Friday, March 27, 2009

New Regulations

According to an article by Veronica Salazar from USA TODAY, the cause of the economic meltdown can be traced back to big businesses making poor choices. The blog deals with an article concerning the regulations of stock markets, financing and high risk investments. Over the past months, the events concerning A.I.G’s bail-out and bonuses have led to the question, "Can we leave our financial well being to big corporations without oversights from the government?" The answer is clearly no. The article centers around the idea that regulations need to be in place as soon as possible to lessen the damage of future economy. Their failures threaten not only “their own viability but (also) the health of the financial system and the U.S. economy.” Without the help of the U.S government, these large businesses such as AIG would have gone under, with it the economy. However, these businesses cannot be left unregulated. She thinks that the ideas Treasury Secretary Timothy Geithner outlined Thursday represent a logical starting point.


One, credit default swaps, a large and unsupervised market, must be regulated.

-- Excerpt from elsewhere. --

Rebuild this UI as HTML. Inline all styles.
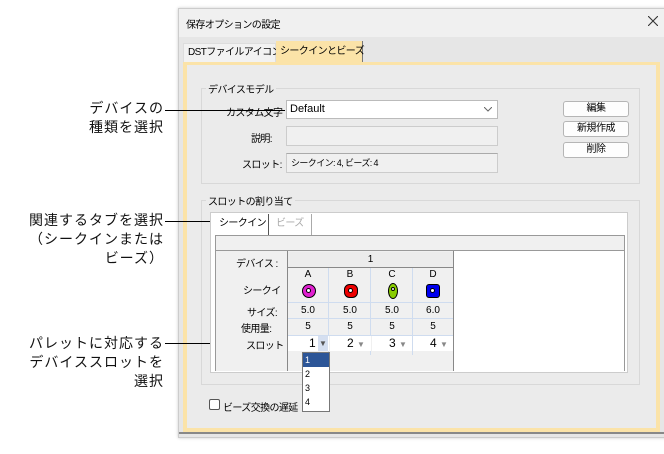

They pose a threat in a highly interconnected market with “computerized global trading,” making debts’ credible backing unclear. This means large losses in times of economic downfall. “They're the chief reason taxpayers have put more than $180 billion into AIG.” Two, super-regulators should have “the same power to take over big non-bank financial institutions that the Federal Deposit Insurance Corp. now has to take over banks.” By taking out failing businesses, super regulators can help protect depositors and stabilize the economy. Three, hedge funds, “high-risk investment pools that remain largely unsupervised,” should be supervised more. “The hedge fund Long-Term Capital Management required a $3.6 billion bailout in 1998.” This shows that a company should not be given special treatment regardless of reputation or prestige. When they are borrowing money, a business must provide all necessary documents and evidence. Fourth, to prevent executives from burning down the house for quick profits, financial firms must pay their executives not for short-term performance, but for long-term profit. By doing this, shareholders-owners cut down excess spending and promote better performance.

The author clearly stresses the fact that if you're gambling with taxpayer money, you should accept reasonable limits on your business. The article also points out that If a corporation is too big to fail, it deserves to be broken up into much smaller banking corporations. I agree with that statement. We should have never let these banks get that big.